Lot 89
  • 89

Kwakiutl Polychromed Wood Transformation Mask

Estimate
200,000 - 300,000 USD
bidding is closed

Description

  • wood, black bear
representing a bear, worn as a forehead mask, with sharply tapering snout, pointed oval eye frames, short rounded ears and a panel of bear fur on the crown, the articulated lower jar opening to reveal a human face, wearing a trance-like expression, numerous cords attached to the upper and lower sections for manipulation; the interior and exterior facial surface painted in black, white, blue, green and vermillion red with classic totemic representations.

Provenance

Denver Art Museum
Eugene Chesrow Collection, Chicago IL
Private Collection, New York
Acquired by the present owner from the above

Exhibited

Aspen Art Museum, "Art of the Ancestors", 2004
Sotheby's Paris, June 6-10, 2008

Literature

George Shaw, Art of the Ancestors, University of New Mexico Press, Albuquerque, 2000, p. 60, color illustration.

Catalogue Note

For a discussion of Kwakiutl transformation masks see Hawthorn, 1967, p. 238: “Two types of masks involving multiple identity were developed by the Northwest Coast Indians…Even more dramatic were the transformation masks, an amazing combination of an imaginative conception with technical ingenuity.
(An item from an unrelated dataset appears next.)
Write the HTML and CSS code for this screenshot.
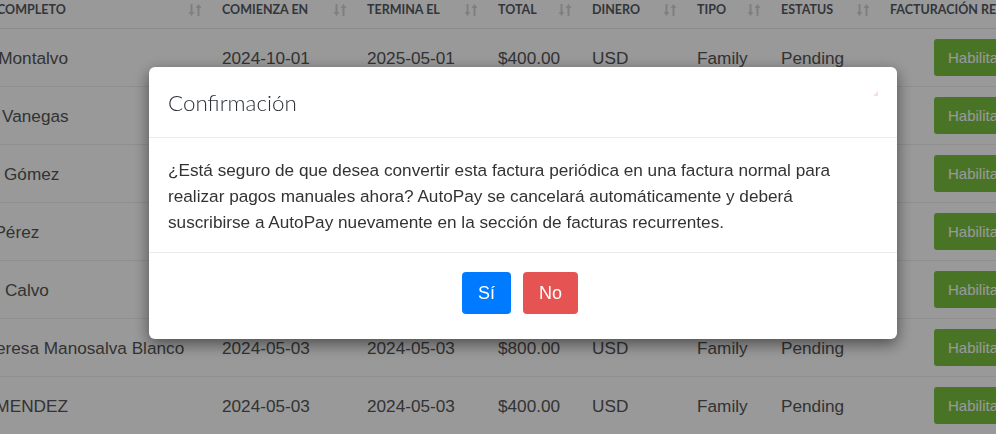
FILE: index.html
```html
<!DOCTYPE html>
<html lang="es">
<head>
    <meta charset="UTF-8">
    <meta name="viewport" content="width=device-width, initial-scale=1.0">
    <title>Facturas recurrentes</title>
    <link rel="stylesheet" href="styles.css">
</head>
<body>
    <div class="page">
        <table class="invoices">
            <colgroup>
                <col class="c-name">
                <col class="c-start">
                <col class="c-end">
                <col class="c-total">
                <col class="c-money">
                <col class="c-type">
                <col class="c-status">
                <col class="c-billing">
            </colgroup>
            <thead>
                <tr>
                    <th><div class="th-in"><span>Nombre completo</span><svg class="sort" viewBox="0 0 14 14"><rect x="2.5" y="1" width="2" height="9"/><polygon points="0.5,9 6.5,9 3.5,13"/><rect x="9.5" y="4" width="2" height="9"/><polygon points="7.5,5 13.5,5 10.5,1"/></svg></div></th>
                    <th><div class="th-in"><span>Comienza en</span><svg class="sort" viewBox="0 0 14 14"><rect x="2.5" y="1" width="2" height="9"/><polygon points="0.5,9 6.5,9 3.5,13"/><rect x="9.5" y="4" width="2" height="9"/><polygon points="7.5,5 13.5,5 10.5,1"/></svg></div></th>
                    <th><div class="th-in"><span>Termina el</span><svg class="sort" viewBox="0 0 14 14"><rect x="2.5" y="1" width="2" height="9"/><polygon points="0.5,9 6.5,9 3.5,13"/><rect x="9.5" y="4" width="2" height="9"/><polygon points="7.5,5 13.5,5 10.5,1"/></svg></div></th>
                    <th><div class="th-in"><span>Total</span><svg class="sort" viewBox="0 0 14 14"><rect x="2.5" y="1" width="2" height="9"/><polygon points="0.5,9 6.5,9 3.5,13"/><rect x="9.5" y="4" width="2" height="9"/><polygon points="7.5,5 13.5,5 10.5,1"/></svg></div></th>
                    <th><div class="th-in"><span>Dinero</span><svg class="sort" viewBox="0 0 14 14"><rect x="2.5" y="1" width="2" height="9"/><polygon points="0.5,9 6.5,9 3.5,13"/><rect x="9.5" y="4" width="2" height="9"/><polygon points="7.5,5 13.5,5 10.5,1"/></svg></div></th>
                    <th><div class="th-in"><span>Tipo</span><svg class="sort" viewBox="0 0 14 14"><rect x="2.5" y="1" width="2" height="9"/><polygon points="0.5,9 6.5,9 3.5,13"/><rect x="9.5" y="4" width="2" height="9"/><polygon points="7.5,5 13.5,5 10.5,1"/></svg></div></th>
                    <th><div class="th-in"><span>Estatus</span><svg class="sort" viewBox="0 0 14 14"><rect x="2.5" y="1" width="2" height="9"/><polygon points="0.5,9 6.5,9 3.5,13"/><rect x="9.5" y="4" width="2" height="9"/><polygon points="7.5,5 13.5,5 10.5,1"/></svg></div></th>
                    <th><div class="th-in"><span>Facturación recurrente</span></div></th>
                </tr>
            </thead>
            <tbody>
                <tr>
                    <td>Andrés Montalvo</td><td>2024-10-01</td><td>2025-05-01</td><td>$400.00</td><td>USD</td><td>Family</td><td>Pending</td>
                    <td class="td-action"><button class="btn-enable">Habilitar</button></td>
                </tr>
                <tr>
                    <td>Daniela Vanegas</td><td>2024-09-15</td><td>2025-03-15</td><td>$600.00</td><td>USD</td><td>Family</td><td>Pending</td>
                    <td class="td-action"><button class="btn-enable">Habilitar</button></td>
                </tr>
                <tr>
                    <td>Rodrigo Gómez</td><td>2024-08-20</td><td>2025-02-20</td><td>$400.00</td><td>USD</td><td>Family</td><td>Pending</td>
                    <td class="td-action"><button class="btn-enable">Habilitar</button></td>
                </tr>
                <tr>
                    <td>Miguel Pérez</td><td>2024-07-10</td><td>2025-01-10</td><td>$800.00</td><td>USD</td><td>Family</td><td>Pending</td>
                    <td class="td-action"><button class="btn-enable">Habilitar</button></td>
                </tr>
                <tr>
                    <td>Roberto Calvo</td><td>2024-06-01</td><td>2024-12-01</td><td>$400.00</td><td>USD</td><td>Family</td><td>Pending</td>
                    <td class="td-action"><button class="btn-enable">Habilitar</button></td>
                </tr>
                <tr>
                    <td>María Teresa Manosalva Blanco</td><td>2024-05-03</td><td>2024-05-03</td><td>$800.00</td><td>USD</td><td>Family</td><td>Pending</td>
                    <td class="td-action"><button class="btn-enable">Habilitar</button></td>
                </tr>
                <tr>
                    <td>DIANA MENDEZ</td><td>2024-05-03</td><td>2024-05-03</td><td>$400.00</td><td>USD</td><td>Family</td><td>Pending</td>
                    <td class="td-action"><button class="btn-enable">Habilitar</button></td>
                </tr>
            </tbody>
        </table>
    </div>

    <div class="backdrop">
        <div class="modal">
            <div class="modal-header">
                <h5 class="modal-title">Confirmación</h5>
                <svg class="close" viewBox="0 0 5 5"><polygon points="5,0 5,5 0,5"/></svg>
            </div>
            <div class="modal-body">
                <p>¿Está seguro de que desea convertir esta factura periódica en una factura normal para realizar pagos manuales ahora? AutoPay se cancelará automáticamente y deberá suscribirse a AutoPay nuevamente en la sección de facturas recurrentes.</p>
            </div>
            <div class="modal-footer">
                <button class="btn btn-primary">Sí</button>
                <button class="btn btn-danger">No</button>
            </div>
        </div>
    </div>
</body>
</html>
```

FILE: styles.css
```css
* {
    margin: 0;
    padding: 0;
    box-sizing: border-box;
}

html, body {
    width: 996px;
    height: 434px;
    overflow: hidden;
}

body {
    font-family: "Liberation Sans", Arial, sans-serif;
    background: #fff;
    color: #555;
}

.page {
    width: 996px;
    overflow: hidden;
}

.invoices {
    table-layout: fixed;
    border-collapse: collapse;
    width: 1151px;
    margin-left: -69px;
}

.c-name { width: 283px; }
.c-start { width: 145px; }
.c-end { width: 131px; }
.c-total { width: 94px; }
.c-money { width: 105px; }
.c-type { width: 84px; }
.c-status { width: 109px; }
.c-billing { width: 200px; }

.invoices th {
    font-family: Lato, "Open Sans", sans-serif;
    font-weight: 700;
    font-size: 12.5px;
    text-transform: uppercase;
    text-align: left;
    color: #545b64;
    padding: 0 0 8px 8px;
    line-height: 20px;
    border-bottom: 1px solid #e6e6e6;
    white-space: nowrap;
    overflow: hidden;
}

.th-in {
    display: flex;
    align-items: center;
    justify-content: space-between;
    padding-right: 12px;
}

.sort {
    width: 14px;
    height: 14px;
    fill: #d4d4d4;
    flex-shrink: 0;
}

.invoices td {
    font-size: 17.2px;
    line-height: 24px;
    padding: 17px 8px 16px;
    border-bottom: 1px solid #eee;
    white-space: nowrap;
    overflow: hidden;
    vertical-align: middle;
}

.invoices td.td-action {
    padding: 10px 0 10px 52px;
}

.btn-enable {
    font-family: "Liberation Sans", Arial, sans-serif;
    font-size: 15px;
    line-height: 21px;
    padding: 8px 14px;
    border: none;
    border-radius: 3px;
    background: #7cc23f;
    color: #fff;
    width: 90px;
    text-align: left;
}

/* modal */
.backdrop {
    position: fixed;
    top: 0;
    left: 0;
    right: 0;
    bottom: 0;
    background: rgba(0, 0, 0, 0.4);
}

.modal {
    width: 748px;
    margin: 67px 0 0 149px;
    background: #fff;
    border-radius: 6px;
    box-shadow: 0 5px 15px rgba(0, 0, 0, 0.5);
}

.modal-header {
    height: 71px;
    padding: 0 19px;
    display: flex;
    justify-content: space-between;
    align-items: center;
    border-bottom: 1px solid #e9ecef;
}

.modal-title {
    font-family: Lato, "Open Sans", sans-serif;
    font-weight: 300;
    font-size: 22.4px;
    color: #2b3037;
}

.close {
    width: 5px;
    height: 5px;
    fill: #f6dede;
    align-self: flex-start;
    margin-top: 24px;
}

.modal-body {
    padding: 19px 19px 17px;
    font-size: 17.2px;
    line-height: 26px;
    color: #333;
}

.modal-footer {
    display: flex;
    justify-content: center;
    gap: 12px;
    padding: 19px 6px 25px 0;
    border-top: 1px solid #e9ecef;
}

.btn {
    font-family: "Liberation Sans", Arial, sans-serif;
    font-size: 18px;
    line-height: 24px;
    padding: 9px 16px;
    border: none;
    border-radius: 4px;
    color: #fff;
    cursor: pointer;
}

.btn-primary {
    background: #007bff;
}

.btn-danger {
    background: #e55353;
}
```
These masks, which reached their highest development among the Kwakiutl, carried out the very essence of Kwakiutl mythology by revealing the dual nature of a mythological creature…Carefully carved and balanced on hinges, the mask was intricately strung. At the climatic moment of the dance, the music, and the beat of the batons all changed tempo, speeding up just before the transformation and then halting while it occurred. When certain strings were pulled by the dancer, the external shell of the mask split, usually into four sections, sometimes into two. These pieces of the external covering continued to separate until the inner character was revealed, suspended in the center."